I haven't died, I still ride, and I still write. My computer did die, my tablet is on its last leg, and I don't have any internet other than on my phone, which is new.
So where has the winter gone? It feels like yesterday that I began training again in preparation for the Monaro Cloudride. The truth is, I've been in this training swing for nearly 3 months already. This winter has been very cold, very snowy, and far less than optimal for bike riding, especially for long hours. The snowmobile trails have been pretty well groomed, allowing for decent riding, but these temps have had me limited to 4-5 hours on most days. I've been getting a lot of 2-4 hour rides in after work under artificial light. Several times I've consideredgoing for over night winter bikepacking trips, but after long days in the cold on ski patrol, sleeping outside is amongst the last things that sound like fun. When the weather truly pins me inside, I spend as much time as I can tolerate on the trainer. Typically not much more than 2 hours before I go stir crazy. I've been pretty good about getting out to ride in the mornings as well, although lately most mornings have been spent on the trainer. I definitely have a few mornings each week where I just can't manage to get our of bed at 4 am to get a ride of any sort in before work.
"Winter training is finding the fine line between improvement and not killing yourself before the race season. It's like roasting a marshmallow.
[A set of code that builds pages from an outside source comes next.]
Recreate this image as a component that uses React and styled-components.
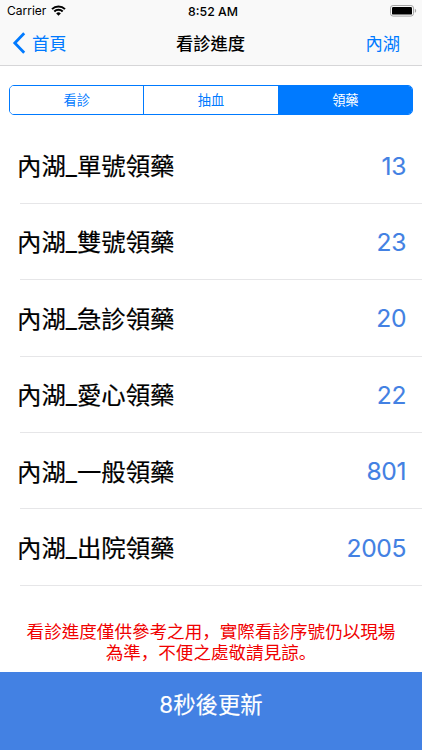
import React from "react";
import styled, { createGlobalStyle } from "styled-components";

const tabs = ["看診", "抽血", "領藥"];

const queues = [
  { name: "單號領藥", number: 13 },
  { name: "雙號領藥", number: 23 },
  { name: "急診領藥", number: 20 },
  { name: "愛心領藥", number: 22 },
  { name: "一般領藥", number: 801 },
  { name: "出院領藥", number: 2005 },
];

const App = () => {
  return (
    <Screen>
      <GlobalStyle />
      <Header>
        <StatusBar>
          <Carrier>
            Carrier
            <svg width="15" height="11" viewBox="0 0 15 11">
              <g fill="none" stroke="#000" strokeWidth="2">
                <path d="M1 4.1a9.2 9.2 0 0 1 13 0" />
                <path d="M3.3 6.5a5.9 5.9 0 0 1 8.4 0" />
              </g>
              <path d="M7.5 10.8 5.2 8.4a3.3 3.3 0 0 1 4.6 0z" />
            </svg>
          </Carrier>
          <Clock>8:52 AM</Clock>
          <Battery>
            <svg width="27" height="12" viewBox="0 0 27 12">
              <rect x=".5" y=".5" width="23" height="10.6" rx="2.6" fill="none" stroke="#a5a5a5" />
              <rect x="2" y="2" width="20" height="7.6" rx="1.2" />
              <path d="M24.8 3.8c1.8.5 1.8 3.5 0 4z" fill="#a5a5a5" />
            </svg>
          </Battery>
        </StatusBar>
        <NavBar>
          <BackButton>
            <svg width="14" height="22" viewBox="0 0 14 22">
              <path d="M12.2 1.2 2.8 11l9.4 9.8" fill="none" stroke="currentColor" strokeWidth="2.8" />
            </svg>
            首頁
          </BackButton>
          <Title>看診進度</Title>
          <BranchButton>內湖</BranchButton>
        </NavBar>
      </Header>
      <Segments>
        {tabs.map((tab) => (
          <Segment key={tab} $active={tab === "領藥"}>
            {tab}
          </Segment>
        ))}
      </Segments>
      <List>
        {queues.map((queue) => (
          <Row key={queue.name}>
            <Name>內湖_{queue.name}</Name>
            <Number>{queue.number}</Number>
          </Row>
        ))}
      </List>
      <Notice>
        看診進度僅供參考之用<Mark lang="zh-Hans">{"\uff0c"}</Mark>實際看診序號仍以現場
        <br />
        為準<Mark lang="zh-Hans">{"\uff0c"}</Mark>不便之處敬請見諒<Mark lang="zh-Hans">{"\u3002"}</Mark>
      </Notice>
      <RefreshButton>8秒後更新</RefreshButton>
    </Screen>
  );
};

const GlobalStyle = createGlobalStyle`
  * {
    box-sizing: border-box;
  }

  body {
    margin: 0;
    background: #fff;
    font-family: Inter, "Noto Sans CJK TC", sans-serif;
  }

  button {
    border: 0;
    padding: 0;
    background: none;
    color: inherit;
    font: inherit;
  }

  svg {
    display: block;
  }
`;

const Screen = styled.div`
  display: flex;
  flex-direction: column;
  width: 422px;
  height: 750px;
  overflow: hidden;
  background: #fff;
  color: #000;
`;

const Header = styled.header`
  height: 66px;
  background: #f9f9f9;
  border-bottom: 1px solid #d6d6d8;
`;

const StatusBar = styled.div`
  display: grid;
  grid-template-columns: 1fr auto 1fr;
  align-items: center;
  height: 21px;
  padding: 0 5px 0 7px;
  font-size: 12px;
`;

const Carrier = styled.div`
  display: flex;
  align-items: center;
  gap: 5px;
`;

const Clock = styled.div`
  padding-left: 2px;
  padding-top: 1px;
  font-size: 12.3px;
  font-weight: 500;
`;

const Battery = styled.div`
  justify-self: end;
`;

const NavBar = styled.nav`
  display: grid;
  grid-template-columns: 1fr auto 1fr;
  align-items: center;
  height: 43px;
  padding: 0 22px 0 12px;
  font-size: 17.3px;
`;

const BackButton = styled.button`
  display: flex;
  align-items: center;
  gap: 6px;
  color: #007aff;
`;

const Title = styled.div`
  padding-left: 9px;
  font-weight: 500;
`;

const BranchButton = styled.button`
  justify-self: end;
  color: #007aff;
`;

const Segments = styled.div`
  display: flex;
  flex: none;
  height: 30px;
  margin: 19px 9px 0;
  border: 1px solid #007aff;
  border-radius: 5px;
  overflow: hidden;
`;

const Segment = styled.button`
  flex: 1;
  padding-bottom: 2px;
  background: ${(props) => (props.$active ? "#007aff" : "#fff")};
  color: ${(props) => (props.$active ? "#fff" : "#007aff")};
  font-size: 13.2px;

  & + & {
    border-left: 1px solid #007aff;
  }
`;

const List = styled.ul`
  list-style: none;
  margin: 12.4px 0 0;
  padding: 0;
`;

const Row = styled.li`
  display: flex;
  align-items: center;
  justify-content: space-between;
  height: 76.4px;
  padding: 0 16px 0 17px;
  background: linear-gradient(#e6e6e8, #e6e6e8) 20px 100% / 100% 1px no-repeat;
`;

const Name = styled.span`
  padding-bottom: 2px;
  font-size: 24.4px;
  -webkit-text-stroke: 0.2px #000;
`;

const Number = styled.span`
  color: #4381e3;
  font-size: 24.6px;
  letter-spacing: -0.4px;
  -webkit-text-stroke: 0.1px #4381e3;
`;

const Notice = styled.p`
  margin: 35px 0 0;
  color: #f00000;
  font-size: 17.57px;
  line-height: 20.6px;
  text-align: center;
  white-space: nowrap;
`;

const Mark = styled.span`
  font-family: "Noto Sans CJK SC", sans-serif;
`;

const RefreshButton = styled.button`
  flex: none;
  height: 78px;
  margin-top: auto;
  padding-bottom: 17px;
  background: #4381e3;
  color: #fff;
  font-size: 22.4px;
  -webkit-text-stroke: 0.15px #fff;
`;

export default App;
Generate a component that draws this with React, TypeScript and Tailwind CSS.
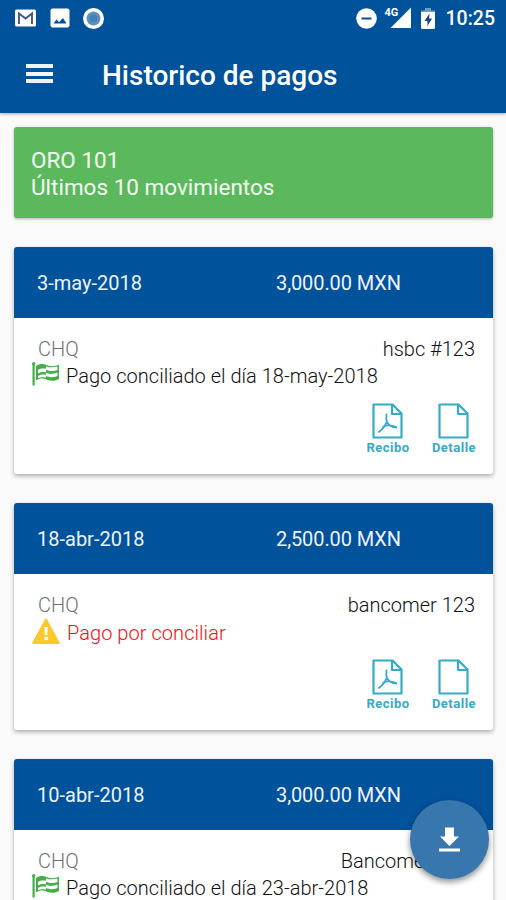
import React from "react";

interface Pago {
  fecha: string;
  monto: string;
  tipo: string;
  banco: string;
  conciliado: boolean;
  mensaje: string;
}

const pagos: Pago[] = [
  {
    fecha: "3-may-2018",
    monto: "3,000.00 MXN",
    tipo: "CHQ",
    banco: "hsbc #123",
    conciliado: true,
    mensaje: "Pago conciliado el día 18-may-2018",
  },
  {
    fecha: "18-abr-2018",
    monto: "2,500.00 MXN",
    tipo: "CHQ",
    banco: "bancomer 123",
    conciliado: false,
    mensaje: "Pago por conciliar",
  },
  {
    fecha: "10-abr-2018",
    monto: "3,000.00 MXN",
    tipo: "CHQ",
    banco: "Bancomer -123",
    conciliado: true,
    mensaje: "Pago conciliado el día 23-abr-2018",
  },
];

const FlagIcon: React.FC = () => (
  <svg width="28" height="24" viewBox="0 0 28 24" className="mb-[5px] shrink-0">
    <path d="M1.600 1v22.500" stroke="#45ae49" strokeWidth="2.200" />
    <circle cx="1.700" cy="1.600" r="1.600" fill="#45ae49" />
    <path
      d="M4 4C8 1.200 11 1.600 15 3.200s8 1.200 12-.7v14.500c-4 2.200-8 2.400-12 .8s-7-1.800-11 .8z"
      fill="#45ae49"
    />
    <path
      d="M6 8c3-1.800 5-1.900 8-1.200v3.600c-3-.7-5.500-.2-8 1.100zM14 4.400c3 .7 5 1.600 11.500.2v3.500C20 10 17 8.800 14 7.700zM6 14.200c3-1.800 5-1.900 8-1.200v2.600c-3-.7-5.500-.6-8 .5zM14 10.800c3 1 5 2.200 11.500-.2v3.400c-5 2-8.500 1-11.500 0z"
      fill="#fff"
    />
  </svg>
);

const WarningIcon: React.FC = () => (
  <svg width="28" height="26" viewBox="0 0 28 26" className="mb-[4px] shrink-0">
    <path
      d="M14 1.500L26.800 25H1.200z"
      fill="#fac92c"
      stroke="#fac92c"
      strokeWidth="2"
      strokeLinejoin="round"
    />
    <path d="M12.300 9h3.500l-.5 8h-2.500zM12.400 18.700h3.300v3.300h-3.300z" fill="#fff" />
  </svg>
);

const FileIcon: React.FC<{ pdf?: boolean }> = ({ pdf }) => (
  <svg
    width="31"
    height="36"
    viewBox="0 0 31 36"
    fill="none"
    stroke="#36aac9"
    strokeWidth="2.200"
    strokeLinejoin="round"
    className="mr-[2px]"
  >
    <path d="M1.500 1.500h19L29.500 10.500v24h-28z" />
    <path d="M20 1.500v9.500h9.500" />
    {pdf && (
      <path
        d="M14.500 11.500c-.6 3.500-.2 6 .8 8 1.700 3 4.500 5 9 5M14.800 18.500c-1.300 4-4.300 8-8 10.500M11 23.800c3.500-1.800 8-1.800 13.300.2"
        strokeWidth="1.800"
        strokeLinecap="round"
      />
    )}
  </svg>
);

const StatusBar: React.FC = () => (
  <div className="flex h-[36px] items-center justify-between pl-[15px] pr-[11px]">
    <div className="flex items-center gap-[13.500px]">
      <svg width="21" height="18" viewBox="0 0 21 18">
        <rect y=".5" width="21" height="17" rx="1.500" fill="#fff" />
        <path d="M4 15V4.500l6.500 5 6.500-5V15" fill="none" stroke="#3d5796" strokeWidth="1.900" />
      </svg>
      <svg width="20" height="20" viewBox="0 0 20 20">
        <rect x=".5" y=".5" width="19" height="19" rx="2" fill="#fff" />
        <path d="M3.500 15.500l3-4 2.500 2.800 4-4.300 3.500 5.500z" fill="#00529b" />
      </svg>
      <svg width="21" height="21" viewBox="0 0 21 21">
        <circle cx="10.500" cy="10.500" r="10.500" fill="#fff" />
        <circle cx="10.500" cy="10.500" r="7" fill="#5f91bf" />
        <circle cx="10.500" cy="10.500" r="4" fill="#4581b5" />
      </svg>
    </div>
    <div className="flex items-center">
      <svg width="21" height="21" viewBox="0 0 21 21">
        <circle cx="10.500" cy="10.500" r="10.300" fill="#fff" />
        <path d="M5.500 10.500h10" stroke="#00529b" strokeWidth="2" />
      </svg>
      <div className="relative ml-[10px] h-[22px] w-[24px]">
        <svg width="24" height="22" viewBox="0 0 24 22">
          <path d="M24 .5v20.500H3.500z" fill="#fff" />
        </svg>
        <span className="absolute -left-[2px] top-0 text-[11px] leading-[11px] font-bold">4G</span>
      </div>
      <svg width="14" height="21" viewBox="0 0 14 21" className="ml-[10px]">
        <path d="M4 0h6v2.500h4V6H0V2.500h4z" fill="#6f9dc7" />
        <path d="M0 4h14v15.500a1.500 1.500 0 0 1-1.500 1.500h-11A1.500 1.500 0 0 1 0 19.500z" fill="#fff" />
        <path d="M8.500 5.500L3.500 13h3v5L11 10.500H8z" fill="#173f8c" />
      </svg>
      <span className="mt-[2px] ml-[11px] text-[19.500px] leading-[22px] font-medium">10:25</span>
    </div>
  </div>
);

const PagoCard: React.FC<{ pago: Pago }> = ({ pago }) => (
  <div className="h-[227px] overflow-hidden rounded-[3px] bg-white shadow-[0_2px_4px_rgba(0,0,0,0.32)]">
    <div className="flex h-[71px] items-center bg-[#00529b] pl-[23px] text-[20px] text-[#edf2ff]">
      <span className="w-[239px]">{pago.fecha}</span>
      <span className="tracking-[-0.1px]">{pago.monto}</span>
    </div>

    <div className="pt-[18px] pl-[18px] pr-[18px] text-[20px] leading-[27px]">
      <div className="flex justify-between pl-[6px] font-light">
        <span className="text-[#707070]">{pago.tipo}</span>
        <span className="text-[#111]">{pago.banco}</span>
      </div>
      <div className="flex h-[27px] items-center gap-[6px] font-light">
        {pago.conciliado ? <FlagIcon /> : <WarningIcon />}
        {pago.conciliado ? (
          <span className="tracking-[0.02px] text-[#111]">{pago.mensaje}</span>
        ) : (
          <span className="mt-[2px] ml-[1px] tracking-[0.05px] text-[#ee1111]">{pago.mensaje}</span>
        )}
      </div>
    </div>

    {/* Acciones */}
    <div className="mt-[13px] flex justify-end gap-[22px] pr-[17px] text-[13px] leading-[18px] font-bold tracking-[0.5px] text-[#36aac9]">
      <button className="flex w-[44px] flex-col items-center">
        <FileIcon pdf />
        <span>Recibo</span>
      </button>
      <button className="flex w-[44px] flex-col items-center">
        <FileIcon />
        <span>Detalle</span>
      </button>
    </div>
  </div>
);

const App: React.FC = () => {
  return (
    <div className="relative h-[900px] w-full overflow-hidden bg-[#fafafa] font-['Roboto',sans-serif] whitespace-nowrap">
      {/* Encabezado */}
      <header className="h-[113px] bg-[#00529b] text-white shadow-[0_1px_3px_rgba(0,0,0,0.35)]">
        <StatusBar />
        <div className="flex h-[77px] items-center pl-[26px]">
          <button className="mb-[2px] flex w-[27px] flex-col gap-[3.500px]">
            <span className="h-[4px] bg-[#eef2fa]" />
            <span className="h-[4px] bg-[#eef2fa]" />
            <span className="h-[4px] bg-[#eef2fa]" />
          </button>
          <h1 className="mt-[2px] ml-[49px] text-[28px] font-medium">Historico de pagos</h1>
        </div>
      </header>

      <main className="flex flex-col gap-[29px] pt-[14px] pl-[14px] pr-[13px]">
        <div className="h-[91px] rounded-[3px] bg-[#5cb85c] pt-[20px] pl-[17px] text-[22.500px] leading-[27px] text-[#f2fff2] shadow-[0_1px_3px_rgba(0,0,0,0.3)]">
          <p>ORO 101</p>
          <p>Últimos 10 movimientos</p>
        </div>

        {pagos.map((pago) => (
          <PagoCard key={pago.fecha} pago={pago} />
        ))}
      </main>

      {/* Botón de descarga */}
      <button className="absolute top-[800px] left-[410px] flex h-[79px] w-[79px] items-center justify-center rounded-full bg-[#3777ae] shadow-[0_3px_6px_rgba(0,0,0,0.45)]">
        <svg width="21" height="26" viewBox="0 0 21 26" fill="#fff">
          <path d="M6 .5h9v9h5L10.500 19 1 9.500h5z" />
          <path d="M0 21.500h21v3H0z" />
        </svg>
      </button>
    </div>
  );
};

export default App;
Light golden brown and delicious, or bursting into flame. Once you see the flames., there is no going back..."
The snow has been great, for skiing. The soft layers have been kind to my knees, although the combination of riding and skiing constantly keeps me on the edge of painful tendinitis. If I didn't have a race planned I think I would put the bike away for a while and spend more time hiking for fresh turns on skis. I'm not saying I wouldn't ride, but I would change my priority. Vermont hasn't seen temperature above freezing for already a month now, and I am certainly ready for spring.
The anticipation is rising, time is counting down quickly. For a shake down ride I have chosen to ride the Trans North Georgia Route. 350 miles, with considerable climbing. At this point I am only planning on riding it one direction, and getting a shuttle back, but a down and back is not out of the question if everything goes extremely well. After the TNGA, I come back to work for two weeks, and then move out of my apartment, and fly out to the land down under on March 30th, starting Cloudride on April 4th.
I wouldn't say I feel as good as I could, but I've stayed pedaling and fighting, against the will of old man winter. As Greg LeMan said, "It never gets easier, you just go faster." I'm not looking for easy, I just hope it's fast enough.